We ended up taking a JR train to the Nijo Station and then taking the subway for one stop to the Nijo-jo-mae stop. From there, we ran to the entrance of the castle and went straight for the 5-roomed palace since they had a hard closing time of 4:20pm (about 25 minutes to go).
After taking off our shoes, we checked out this elaborate mostly one-story castle with its nightingale floors. We could totally appreciate why they were called nightingale floors because with each step on them, it squeaked and chirped like nightingales. Apparently, it was by design so the shogun would know when anyone was coming and there’d be no surprises.
They didn’t allow any photographs inside, which was kind of a bummer. But it was understandable since many of the walls contained ornate decorations and paintings that’d be damaged by the camera’s flash (and I’m sure the staff can’t trust everyone to turn off their flash when taking photos).
We then left the jo and put on our shoes so we could take a stroll through an elaborate and beautiful garden going around the north side.

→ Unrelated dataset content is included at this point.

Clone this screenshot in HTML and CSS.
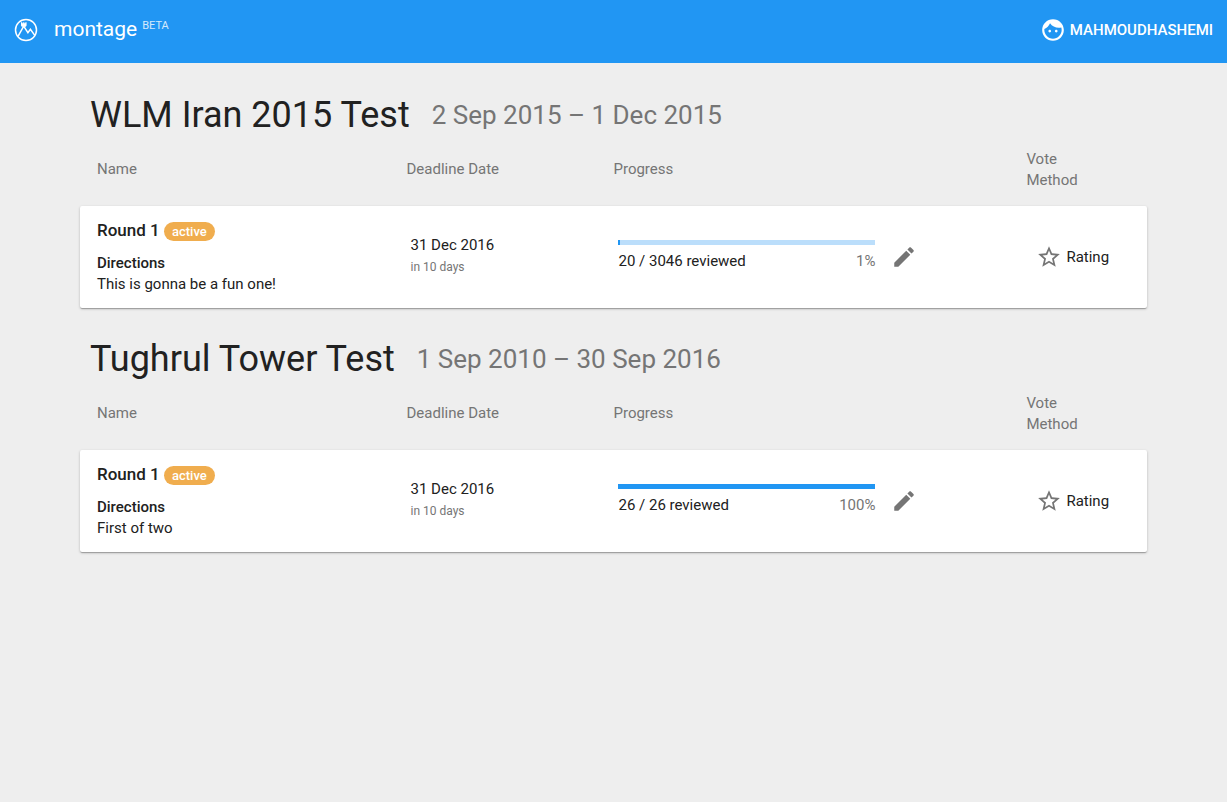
FILE: index.html
```html
<!DOCTYPE html>
<html lang="en">
<head>
<meta charset="utf-8">
<meta name="viewport" content="width=device-width, initial-scale=1">
<title>montage</title>
<link rel="stylesheet" href="styles.css">
</head>
<body>
<svg class="sprite" aria-hidden="true">
  <symbol id="pencil" viewBox="0 0 24 24"><path d="M3 17.25V21h3.75L17.81 9.94l-3.75-3.75L3 17.25zM20.71 7.04c.39-.39.39-1.02 0-1.41l-2.34-2.34c-.39-.39-1.02-.39-1.41 0l-1.83 1.83 3.75 3.75 1.83-1.83z"/></symbol>
  <symbol id="star" viewBox="0 0 24 24"><path d="M22 9.24l-7.19-.62L12 2 9.19 8.63 2 9.24l5.46 4.73L5.82 21 12 17.27 18.18 21l-1.63-7.03L22 9.24zM12 15.4l-3.76 2.27 1-4.28-3.32-2.88 4.38-.38L12 6.1l1.71 4.04 4.38.38-3.32 2.88 1 4.28L12 15.4z"/></symbol>
</svg>
<header class="toolbar">
  <a class="brand" href="#">
    <svg class="logo" viewBox="0 0 24 24" aria-hidden="true">
      <circle cx="12" cy="12" r="10.5"/>
      <path d="M4 18.4 9.7 8.2l4.2 6.4 2.5-3.4 4.400 6.200"/>
      <path class="logo-fill" d="M7 4.300h1.300v1h.9v-1h1.200v1h.9v-1h1.300v3.200l-.7 1.200H7.700L7 7.500z"/>
    </svg>
    <span class="brand-name">montage</span>
    <span class="brand-tag">BETA</span>
  </a>
  <button class="user" type="button">
    <svg class="icon" viewBox="0 0 24 24" aria-hidden="true"><path d="M9 11.75c-.69 0-1.25.56-1.25 1.25s.56 1.25 1.25 1.25 1.25-.56 1.25-1.25-.56-1.25-1.25-1.25zm6 0c-.69 0-1.25.56-1.25 1.25s.56 1.25 1.25 1.25 1.25-.56 1.25-1.25-.56-1.25-1.25-1.25zM12 2C6.48 2 2 6.48 2 12s4.48 10 10 10 10-4.480 10-10S17.520 2 12 2zm0 18c-4.410 0-8-3.590-8-8 0-.29.020-.58.050-.86 2.360-1.050 4.230-2.980 5.210-5.370C11.070 8.330 14.050 10 17.420 10c.78 0 1.530-.09 2.250-.26.210.71.330 1.470.330 2.260 0 4.410-3.590 8-8 8z"/></svg>
    MAHMOUDHASHEMI
  </button>
</header>
<main class="content">
  <section class="campaign">
    <div class="campaign-head">
      <h1 class="campaign-title">WLM Iran 2015 Test</h1>
      <span class="campaign-dates">2 Sep 2015 – 1 Dec 2015</span>
    </div>
    <table class="rounds">
      <colgroup><col class="col-name"><col class="col-date"><col class="col-progress"><col class="col-vote"></colgroup>
      <thead>
        <tr><th class="first">Name</th><th>Deadline Date</th><th>Progress</th><th class="vote-head">Vote Method</th></tr>
      </thead>
      <tbody>
        <tr class="round">
          <td class="first">
            <h2 class="round-name">Round 1 <span class="badge">active</span></h2>
            <h3 class="label">Directions</h3>
            <p class="text">This is gonna be a fun one!</p>
          </td>
          <td class="date">
            <p class="text">31 Dec 2016</p>
            <p class="hint">in 10 days</p>
          </td>
          <td class="progress-cell">
            <div class="progress-row">
              <div class="progress">
                <progress class="bar" value="20" max="3046" aria-label="Reviewed"></progress>
                <div class="counts"><span>20 / 3046 reviewed</span><span class="percent">1%</span></div>
              </div>
              <button class="edit" type="button" aria-label="Edit"><svg class="icon"><use href="#pencil"/></svg></button>
            </div>
          </td>
          <td class="vote"><span class="method"><svg class="icon" aria-hidden="true"><use href="#star"/></svg><span>Rating</span></span></td>
        </tr>
      </tbody>
    </table>
  </section>
  <section class="campaign">
    <div class="campaign-head">
      <h1 class="campaign-title">Tughrul Tower Test</h1>
      <span class="campaign-dates">1 Sep 2010 – 30 Sep 2016</span>
    </div>
    <table class="rounds">
      <colgroup><col class="col-name"><col class="col-date"><col class="col-progress"><col class="col-vote"></colgroup>
      <thead>
        <tr><th class="first">Name</th><th>Deadline Date</th><th>Progress</th><th class="vote-head">Vote Method</th></tr>
      </thead>
      <tbody>
        <tr class="round">
          <td class="first">
            <h2 class="round-name">Round 1 <span class="badge">active</span></h2>
            <h3 class="label">Directions</h3>
            <p class="text">First of two</p>
          </td>
          <td class="date">
            <p class="text">31 Dec 2016</p>
            <p class="hint">in 10 days</p>
          </td>
          <td class="progress-cell">
            <div class="progress-row">
              <div class="progress">
                <progress class="bar" value="26" max="26" aria-label="Reviewed"></progress>
                <div class="counts"><span>26 / 26 reviewed</span><span class="percent">100%</span></div>
              </div>
              <button class="edit" type="button" aria-label="Edit"><svg class="icon"><use href="#pencil"/></svg></button>
            </div>
          </td>
          <td class="vote"><span class="method"><svg class="icon" aria-hidden="true"><use href="#star"/></svg><span>Rating</span></span></td>
        </tr>
      </tbody>
    </table>
  </section>
</main>
</body>
</html>
```
FILE: styles.css
```css
* { box-sizing: border-box; }
body {
  margin: 0;
  background: #eee;
  color: #212121;
  font: 15px/21px Roboto, sans-serif;
}
h1, h2, h3, p { margin: 0; font-weight: 400; }
button { border: 0; padding: 0; background: none; font: inherit; color: inherit; cursor: pointer; }
.sprite { display: none; }
.icon { display: block; flex: none; width: 26px; height: 26px; fill: currentColor; }

.toolbar {
  display: flex;
  align-items: center;
  justify-content: space-between;
  padding: 16px 14px 20px;
  background: #2196f3;
  color: #fff;
}
.brand { display: flex; align-items: center; color: inherit; text-decoration: none; }
.logo { width: 24px; height: 24px; margin-right: 16px; fill: none; stroke: #fff; stroke-width: 1.5; }
.logo .logo-fill { fill: #fff; stroke: none; }
.brand-name { font-size: 21px; line-height: 27px; }
.brand-tag { align-self: flex-start; margin-left: 5px; font-size: 11px; line-height: 19px; opacity: 0.8; }
.user { display: flex; align-items: center; gap: 4px; font-weight: 500; line-height: 26px; }

.content { padding: 29px 80px; }
.campaign { margin-bottom: 28px; }
.campaign-head { display: flex; flex-wrap: wrap; align-items: center; gap: 22px; padding: 0 10px; }
.campaign-title { font-size: 36px; line-height: 46px; }
.campaign-dates { color: #757575; font-size: 26px; line-height: 46px; }

.rounds { width: 100%; table-layout: fixed; border-spacing: 0; }
.col-name { width: 30.6%; }
.col-date { width: 19.4%; }
.col-progress { width: 38.7%; }
.col-vote { width: 11.3%; }
.rounds th { height: 68px; padding: 0 0 5px; color: #757575; font-weight: 400; text-align: left; }
.rounds .vote-head { padding-right: 48px; }
.rounds td { padding: 0; }
.rounds .first { padding-left: 17px; }
.round { background: #fff; border-radius: 2px; box-shadow: 0 1px 3px rgba(0,0,0,.2), 0 1px 1px rgba(0,0,0,.14), 0 2px 1px -1px rgba(0,0,0,.12); }
.round td { height: 102px; }
.round td:first-child { border-radius: 2px 0 0 2px; }
.round td:last-child { border-radius: 0 2px 2px 0; }

.round-name { margin-bottom: 12px; font-size: 17px; font-weight: 500; line-height: 22px; }
.badge { display: inline-block; padding: 0 8px; border-radius: 10px; background: #f0ad4e; color: #fff; font-size: 13px; line-height: 19px; }
.label { font-size: 15px; font-weight: 500; }
.rounds .date { padding-left: 4px; }
.hint { color: #757575; font-size: 12px; line-height: 23px; }
.rounds .progress-cell { padding-left: 5px; }
.progress-row { display: flex; align-items: center; gap: 16px; }
.progress { width: 63%; padding-bottom: 2px; }
.bar { display: block; width: 100%; height: 5px; margin-bottom: 6px; border: 0; appearance: none; background: #bbdefb; }
.bar::-webkit-progress-bar { background: #bbdefb; }
.bar::-webkit-progress-value { background: #2196f3; }
.counts { display: flex; justify-content: space-between; }
.percent { color: #757575; }
.edit { color: #757575; }
.rounds .vote { padding-left: 10px; }
.method { display: flex; align-items: center; gap: 4px; }
.method .icon { color: #757575; }
```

There was also a pretty nice observation area where we could kind of get a comprehensive view of the castles we had just stepped inside.

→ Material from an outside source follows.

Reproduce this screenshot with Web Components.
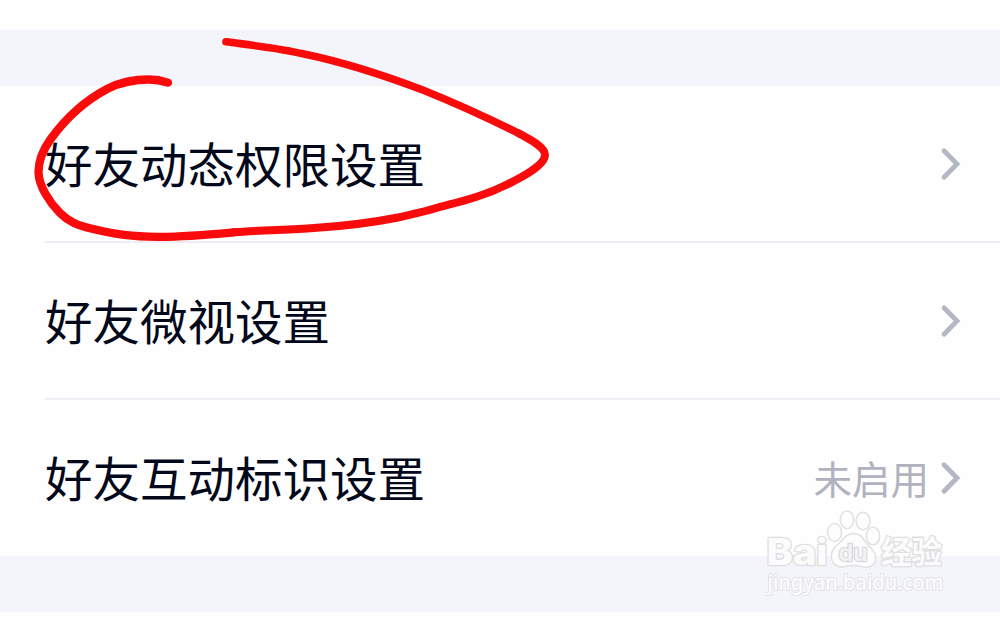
<!DOCTYPE html>
<html lang="zh-CN">
<head>
<meta charset="UTF-8">
<title>好友设置</title>
<style>
    body {
        margin: 0;
        background: #fefefe;
        font-family: "Noto Sans CJK SC", sans-serif;
    }
</style>
</head>
<body>
<settings-page>
    <settings-group>
        <settings-row>好友动态权限设置</settings-row>
        <settings-row>好友微视设置</settings-row>
        <settings-row>好友互动标识设置<span slot="value">未启用</span></settings-row>
    </settings-group>
    <pen-circle slot="overlay"></pen-circle>
    <baidu-watermark slot="overlay"></baidu-watermark>
</settings-page>

<script>
// Page with the grey bands above and below the group
class SettingsPage extends HTMLElement {
    constructor() {
        super();
        this.shadow = this.attachShadow({mode: 'open'})
    }

    connectedCallback() {
        this.shadow.innerHTML = `
            <style>
                :host {
                    display: flex;
                    flex-direction: column;
                    box-sizing: border-box;
                    position: relative;
                    width: 1000px;
                    height: 617px;
                    padding-top: 30px;
                    overflow: hidden;
                }
                .band {
                    height: 56px;
                    background: #f4f5fa;
                }
            </style>
            <div class="band"></div>
            <slot></slot>
            <div class="band"></div>
            <slot name="overlay"></slot>
        `
    }
}

class SettingsGroup extends HTMLElement {
    constructor() {
        super();
        this.shadow = this.attachShadow({mode: 'open'})
    }

    connectedCallback() {
        this.shadow.innerHTML = `
            <style>
                :host {
                    display: flex;
                    flex-direction: column;
                    height: 470px;
                    padding-left: 45px;
                    background: #fefefe;
                }
                /* No divider under the last row */
                ::slotted(settings-row:not(:last-child)) {
                    border-bottom: 2px solid #eeeff5;
                }
            </style>
            <slot></slot>
        `
    }
}

class SettingsRow extends HTMLElement {
    constructor() {
        super();
        this.shadow = this.attachShadow({mode: 'open'})
    }

    connectedCallback() {
        this.shadow.innerHTML = `
            <style>
                :host {
                    display: flex;
                    align-items: center;
                    height: 155px;
                    padding-right: 37px;
                    color: #03081a;
                    font-size: 47.5px;
                    line-height: 70px;
                }
                .label {
                    flex: 1;
                    padding-bottom: 1px;
                }
                .value {
                    margin-right: 8px;
                    padding-bottom: 1px;
                    color: #b0b3bf;
                    font-size: 38.5px;
                }
                svg {
                    display: block;
                    margin-top: 1px;
                }
            </style>
            <div class="label"><slot></slot></div>
            <div class="value"><slot name="value"></slot></div>
            <svg width="26" height="36" viewBox="0 0 26 36" fill="none" stroke="#b4b7c4" stroke-width="4.8" stroke-linecap="round">
                <path d="M7 4.7 L20 18 L7 31.3"/>
            </svg>
        `
    }
}

// Hand drawn red marker line
class PenCircle extends HTMLElement {
    constructor() {
        super();
        this.shadow = this.attachShadow({mode: 'open'})
    }

    connectedCallback() {
        this.shadow.innerHTML = `
            <style>
                :host {
                    display: block;
                    position: absolute;
                    top: 0;
                    left: 0;
                }
                svg { display: block; }
            </style>
            <svg width="600" height="260" viewBox="0 0 600 260" fill="none" stroke="#f90b0b" stroke-width="8" stroke-linecap="round" stroke-linejoin="round">
                <path stroke-width="7.6" d="M226 41.8 C258 46 281 48.5 304 54 C338 61 386 76 424 90.5 C455 103 490 119 519 133.5"/>
                <path d="M519 133.5 C530 139.5 545 147 545 155 C545 163 530 173 514 181 C503 187 489 193 476 197 C464 201 449 204.5 438 207.5 C424 212 408 215 398 217.5 C370 223 338 226.5 314 228 C288 229.7 258 230.5 234 232.3"/>
                <path stroke-width="8.3" d="M234 232.3 C210 234.5 188 236.6 160 236.8 C132 237 116 234.5 91 228.5 C78 225.5 69 222 60 213 C50 203 38.5 186 38.5 172 C38.5 160 43 150 50 140 C65 119 86 100 108 88.5 C124 80.5 137 79.5 149 79.5 C157 79.5 163 81 168 82.6"/>
            </svg>
        `
    }
}

class BaiduWatermark extends HTMLElement {
    constructor() {
        super();
        this.shadow = this.attachShadow({mode: 'open'})
    }

    connectedCallback() {
        this.shadow.innerHTML = `
            <style>
                :host {
                    display: block;
                    position: absolute;
                    left: 760px;
                    top: 505px;
                }
                svg {
                    display: block;
                    overflow: visible;
                }
                text {
                    paint-order: stroke;
                    stroke-linejoin: round;
                }
                .big {
                    fill: #fcfcfd;
                    stroke: #dfdfe1;
                    stroke-width: 2.6;
                    font-weight: 800;
                }
                .latin { font-family: Inter, "Liberation Sans", sans-serif; }
                .cjk {
                    font-family: "Noto Sans CJK SC", sans-serif;
                    font-weight: 700;
                }
                .du {
                    font-weight: 600;
                    fill: #f3f3f4;
                    stroke: #d8d8da;
                    stroke-width: 2.4;
                }
                .url {
                    font-family: "Noto Sans", sans-serif;
                    font-weight: 500;
                    fill: #fcfcfd;
                    stroke: #e3e3e8;
                    stroke-width: 2;
                }
            </style>
            <svg width="200" height="110" viewBox="0 0 200 110">
                <g fill="#fdfdfd" stroke="#e0e0e2" stroke-width="1.5">
                    <ellipse cx="74.5" cy="27.5" rx="7" ry="9"/>
                    <ellipse cx="87" cy="14.8" rx="6.7" ry="8.8"/>
                    <ellipse cx="103" cy="16" rx="7" ry="8.8"/>
                    <ellipse cx="113" cy="31" rx="6.7" ry="8.8"/>
                    <path d="M93.5 28.5 C86 28.5 83 35 77 40 C72 44.5 70.5 49 71.8 54.5 C73.5 61.5 80 62.8 87 61.2 C92 60 96 60 101 61.4 C109 63.5 115.5 61 115.8 53 C116 46 110 43 105.5 37 C102 32 100 28.5 93.5 28.5Z"/>
                </g>
                <text class="big latin" x="6.5" y="59.5" font-size="36.5" textLength="61" lengthAdjust="spacingAndGlyphs">Bai</text>
                <text class="big latin du" x="78.5" y="56.3" font-size="23" textLength="29" lengthAdjust="spacingAndGlyphs">du</text>
                <text class="big cjk" x="121" y="58" font-size="30.5" textLength="61" lengthAdjust="spacingAndGlyphs">经验</text>
                <text class="url" x="7.5" y="84.5" font-size="21" textLength="176" lengthAdjust="spacingAndGlyphs">jingyan.baidu.com</text>
            </svg>
        `
    }
}

customElements.define('settings-page', SettingsPage);
customElements.define('settings-group', SettingsGroup);
customElements.define('settings-row', SettingsRow);
customElements.define('pen-circle', PenCircle);
customElements.define('baidu-watermark', BaiduWatermark);
</script>
</body>
</html>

At 4:30pm, we were outside the inner moat area. Then, we walked through more gardens on our way back to the front gate where we heard a recorded announcement repeatedly urging visitors to make their way to the gates as they were closing. We tried to balance savoring our experience here without shortchanging ourselves yet at the same time not getting locked in here so it was an exercise in haste and leisure at the same time.
Next, we took the subway back to the Nijo Station and then a JR commuter train back to the Kyoto Station. Soon thereafter, we caught a connecting train to Inari on the familiar Nara Line getting there at 5:45pm.
This was where we walked to the Fushimi Shrine where we got to walk through various torii tunnels offering up a rather eerie yet really cool experience (not to mention crazy photos). I always jokingly referred to these torii gates as Julie’s “hallway.”
Perhaps there were some graves nearby or something. Whatever it was, it didn’t really feel like a place to be out at night though I’m sure it would’ve been perfectly fine (except they do have closing time here).
It was getting dark so we headed back to the train station. But we had to make haste and run because the 6:21pm train back to Kyoto had just showed up and the next one wasn’t for another half hour. We were still on the wrong side of the platform so us (and a few other Japanese visitors) ran for it.
Fortunately, we made it before the train took off.
By 6:50pm, we were finally back at the hotel and checked into our room. And so ended a very long and exhausting day that started in Toyama, went out-and-back to Nara, and ended up out-and-about in Kyoto. Now, we can let our feet breathe a bit while hopefully allowing for a more laid back day in Kyoto tomorrow.